Some news, notes and quotes as Brandon gears up for the star-studded Remembrance Day clash between the WHL and Russian juniors on Tuesday at Westman Place:
• It was great to see Neepawa’s Halli Krzyzaniak notch her first career point as a member of the national women’s hockey team on Wednesday night, assisting on the game-winning goal in Canada’s 3-2 comeback victory over the United States at the Four Nations Cup in Kamloops, B.C. “Yeah, it was really special,” said Krzyzaniak, whose team faces Finland in tonight’s semifinals. “It was a really good time to get your first point, that’s for sure, especially against the Americans in a tight game like that. … I was probably more thrilled that we scored, but being in on it was pretty great, too.” At the age of 19, Krzyzaniak is the youngest defenceman on the team and is on the fast track to being an Olympian one day.
• Brandon’s Cassie Hawrysh showed what kind of fighter she is on Thursday at the Canadian skeleton team trials in Calgary.
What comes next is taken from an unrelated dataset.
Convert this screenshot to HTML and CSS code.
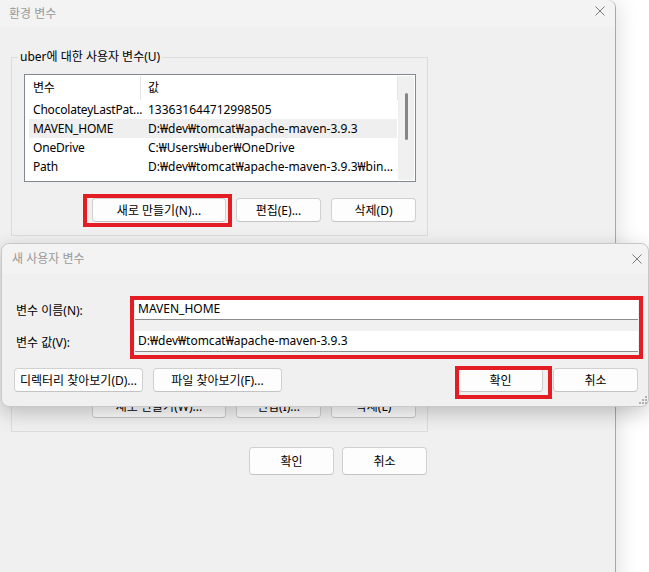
FILE: index.html
```html
<!DOCTYPE html>
<html lang="ko">
<head>
  <meta charset="UTF-8">
  <title>환경 변수</title>
  <link rel="stylesheet" href="styles.css">
</head>
<body>
  <div class="desk">
    <div class="win">
      <div class="titlebar">
        <span class="title">환경 변수</span>
        <svg class="close" width="10" height="10" viewBox="0 0 10 10"><path d="M0.5 0.5L9.5 9.5M9.5 0.5L0.5 9.5" stroke="#7a7a7a" stroke-width="1"/></svg>
      </div>

      <fieldset class="group">
        <legend>uber에 대한 사용자 변수(U)</legend>
        <div class="list">
          <div class="list-main">
            <div class="row head"><span class="c1">변수</span><span class="c2">값</span></div>
            <div class="row"><span class="c1">ChocolateyLastPat...</span><span class="c2">133631644712998505</span></div>
            <div class="row sel"><span class="c1">MAVEN_HOME</span><span class="c2">D:₩dev₩tomcat₩apache-maven-3.9.3</span></div>
            <div class="row"><span class="c1">OneDrive</span><span class="c2">C:₩Users₩uber₩OneDrive</span></div>
            <div class="row"><span class="c1">Path</span><span class="c2">D:₩dev₩tomcat₩apache-maven-3.9.3₩bin...</span></div>
          </div>
          <div class="scroll"><div class="thumb"></div></div>
        </div>
        <div class="btns">
          <button class="btn wide">새로 만들기(N)...</button>
          <button class="btn">편집(E)...</button>
          <button class="btn">삭제(D)</button>
        </div>
      </fieldset>

      <!-- system variables: mostly hidden under the dialog -->
      <fieldset class="group sys">
        <div class="list"></div>
        <div class="btns">
          <button class="btn wide">새로 만들기(W)...</button>
          <button class="btn">편집(I)...</button>
          <button class="btn">삭제(L)</button>
        </div>
      </fieldset>

      <div class="btns main-btns">
        <button class="btn big">확인</button>
        <button class="btn big">취소</button>
      </div>
    </div>

    <div class="dlg">
      <div class="dlg-title">
        <span class="title">새 사용자 변수</span>
        <svg class="close" width="10" height="10" viewBox="0 0 10 10"><path d="M0.5 0.5L9.5 9.5M9.5 0.5L0.5 9.5" stroke="#7a7a7a" stroke-width="1"/></svg>
      </div>
      <div class="dlg-body">
        <div class="field">
          <span class="label">변수 이름(N):</span>
          <div class="input">MAVEN_HOME</div>
        </div>
        <div class="field">
          <span class="label">변수 값(V):</span>
          <div class="input">D:₩dev₩tomcat₩apache-maven-3.9.3</div>
        </div>
        <div class="dlg-btns">
          <button class="btn browse">디렉터리 찾아보기(D)...</button>
          <button class="btn browse">파일 찾아보기(F)...</button>
          <span class="spacer"></span>
          <button class="btn">확인</button>
          <button class="btn">취소</button>
        </div>
      </div>
      <svg class="grip" width="8" height="8" viewBox="0 0 8 8">
        <rect x="6" y="0" width="2" height="2" fill="#b0b0b0"/>
        <rect x="3" y="3" width="2" height="2" fill="#b0b0b0"/>
        <rect x="6" y="3" width="2" height="2" fill="#b0b0b0"/>
        <rect x="0" y="6" width="2" height="2" fill="#b0b0b0"/>
        <rect x="3" y="6" width="2" height="2" fill="#b0b0b0"/>
        <rect x="6" y="6" width="2" height="2" fill="#b0b0b0"/>
      </svg>
    </div>

    <div class="mark mark-new"></div>
    <div class="mark mark-inputs"></div>
    <div class="mark mark-ok"></div>
  </div>
</body>
</html>
```

FILE: styles.css
```css
body {
  margin: 0;
  background-color: #fff;
  font-family: 'Noto Sans', 'Noto Sans CJK KR', sans-serif;
  font-size: 12px;
  color: #000;
  overflow: hidden;
}
.desk {
  position: relative;
  width: 649px;
  height: 572px;
  overflow: hidden;
}
.win {
  width: 615px;
  height: 600px;
  background-color: #f0f0f0;
  border-right: 1px solid #a8a8a8;
  border-top-right-radius: 8px;
  box-shadow: 2px 0 22px rgba(0,0,0,0.13);
}
.titlebar {
  height: 27px;
  background-color: #f3f3f3;
  border-top-right-radius: 8px;
  display: flex;
  align-items: center;
  justify-content: space-between;
  padding: 0 10px 0 9px;
}
.title {
  color: #9a9a9a;
  line-height: 16px;
}
.titlebar .close {
  margin-top: -5px;
}
.group {
  margin: 22px 0 0 11px;
  width: 417px;
  box-sizing: border-box;
  padding: 9px 11px 13px 12px;
  border: 1px solid #dcdcdc;
  min-width: 0;
}
.group legend {
  padding: 0 2px;
  margin-left: -6px;
  line-height: 16px;
}
.group.sys {
  margin-top: 16px;
  padding-top: 17px;
}
.list {
  display: flex;
  height: 108px;
  box-sizing: border-box;
  border: 1px solid #828790;
  padding: 1px;
  background-color: #fff;
}
.list-main {
  flex: 1;
  overflow: hidden;
  padding-right: 1px;
}
.row {
  display: flex;
  height: 19px;
  line-height: 19px;
  margin-left: 3px;
  white-space: nowrap;
}
.row.head {
  height: 24px;
  line-height: 24px;
  margin-right: -1px;
}
.row.sel {
  background-color: #efefef;
}
.c1 {
  width: 108px;
  padding-left: 4px;
  letter-spacing: -0.2px;
}
.c2 {
  flex: 1;
  padding-left: 7px;
  overflow: hidden;
}
.head .c1 {
  border-right: 1px solid #e5e5e5;
  width: 107px;
}
.head .c2 {
  border-right: 1px solid #e5e5e5;
}
.scroll {
  width: 16px;
  background-color: #f0f0f0;
}
.thumb {
  width: 3px;
  height: 47px;
  margin: 17px 0 0 7px;
  border-radius: 2px;
  background-color: #858585;
}
.btns {
  display: flex;
  justify-content: flex-end;
  gap: 10px;
  margin-top: 16px;
}
.btn {
  width: 85px;
  height: 24px;
  padding: 0;
  font-family: inherit;
  font-size: 12px;
  color: #000;
  background-color: #fdfdfd;
  border: 1px solid #d0d0d0;
  border-bottom-color: #c4c4c4;
  border-radius: 4px;
}
.btn.wide {
  width: 134px;
}
.main-btns {
  width: 417px;
  margin: 15px 0 0 11px;
  padding-right: 1px;
  box-sizing: border-box;
  gap: 8px;
}
.btn.big {
  height: 28px;
}
.dlg {
  position: absolute;
  left: 1px;
  top: 243px;
  width: 648px;
  height: 164px;
  box-sizing: border-box;
  background-color: #f0f0f0;
  border: 1px solid #c8c8c8;
  border-radius: 8px;
  box-shadow: 0 6px 20px rgba(0,0,0,0.22);
}
.dlg-title {
  height: 30px;
  background-color: #f3f3f3;
  border-radius: 8px 8px 0 0;
  display: flex;
  align-items: center;
  justify-content: space-between;
  padding: 0 6px 0 10px;
}
.dlg-body {
  padding: 25px 10px 14px 12px;
}
.field {
  display: flex;
  align-items: center;
  margin-bottom: 11px;
}
.label {
  width: 119px;
  padding-left: 2px;
}
.input {
  flex: 1;
  height: 21px;
  box-sizing: border-box;
  line-height: 20px;
  padding-left: 3px;
  background-color: #fff;
  border-bottom: 1px solid #8c8c8c;
}
.dlg-btns {
  display: flex;
  gap: 10px;
  margin-top: 16px;
}
.btn.browse {
  width: 129px;
}
.spacer {
  flex: 1;
}
.grip {
  position: absolute;
  right: 1px;
  bottom: 2px;
}
.mark {
  position: absolute;
  border: 4px solid #e31d23;
  box-sizing: border-box;
}
.mark-new {
  left: 83px;
  top: 194px;
  width: 149px;
  height: 33px;
}
.mark-inputs {
  left: 130px;
  top: 296px;
  width: 513px;
  height: 63px;
}
.mark-ok {
  left: 455px;
  top: 366px;
  width: 97px;
  height: 33px;
}
```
The 30-year-old Neelin graduate, who has been battling a nagging foot problem, bounced back from a disappointing sixth-place finish in last weekend’s first race to place second on the final day of runs to determine Canada’s World Cup team. “I put down two runs today with some personal best pushes in both runs and the second run was just exactly what I needed to do, so what else can you ask for?” Hawrysh said from Calgary yesterday. While Hawrysh was the only women’s slider in the team trials who has previous World Cup experience, the national team selection committee chose to go with three younger racers to start the season on the World Cup, with Hawrysh beginning on the Intercontinental Cup tour.

• It’s hard to overstate just how impressive it is for three members of the Brandon Wheat Kings to be selected to serve as the captains of each of the three Canadian teams at the World Under-17 Hockey Challenge in Ontario. Regional rivalries and petty politics were put aside as Brandonite Tanner Kaspick (Canada White), fellow forward Nolan Patrick (Canada Red) and defenceman Kale Clague (Canada Black) were each recognized for their character and leadership abilities by being honoured with the ‘C’ this week. Clague, who leads all 16-year-old WHL defencemen in scoring with two goals and eight points in 15 games, is so highly regarded that TSN’s Craig Button ranks him second overall on his early list for the 2016 NHL draft, with Kaspick likely to be a top candidate in that year’s draft as well. For his part, Patrick is the top-scoring 16-year-old forward in the league with four goals and 12 points in 15 games and isn’t even eligible for the NHL draft until 2017 due to his late birthdate. Watch for him to be a lottery pick that year.
• Hard to argue with the success the Wheat Kings have had so far this season, after posting a superb 6-1 record on their gruelling seven-game, 11-day road trip, one of their best West Coast swings in years. Ranked fifth in the country, the Wheat Kings lead the Eastern Conference with a 14-3-1-0 record and ice a talented team that leads the league in scoring, is third in power play (27.0 per cent) and features a half-dozen players who went to NHL training camps this year plus a trio of top prospects for next year’s draft in Ivan Provorov, Ryan Pilon and Jesse Gabrielle.
One glaring weakness? Brandon’s penalty killing is the second-worst in the league at only 73.1 per cent, an area that needs addressing.
• Wheat Kings head coach/ general manager Kelly McCrimmon rarely comes out on the losing end of a trade and certainly did well again in solving his import logjam this week by trading Czech left-winger Richard Nejezchleb, 20, and keeping Latvian left-winger Rihards Bukarts, 19, and his Russian defenceman Provorov, 17. Bukarts (tied for fourth in WHL scoring with nine goals and 25 points in 16 games) and Provorov (tied for first in rookie scoring with eight goals and 19 points in 18 games) give the Wheat Kings their best pair of imports in years, but Nejezchleb is also an impact player as one of only 15 forwards in the league this year who scored 32 or more goals last season. Dealing Nejezchleb was tricky because he was a two-spotter — filling one of three overage spots and one of two import spots — but McCrimmon managed to pry a pair of third-round bantam draft picks out of the Tri-City Americans. The deal gives the Wheat Kings a pair of solid assets for the future and also keeps an overage spot open on the roster to possibly load up for a playoff run.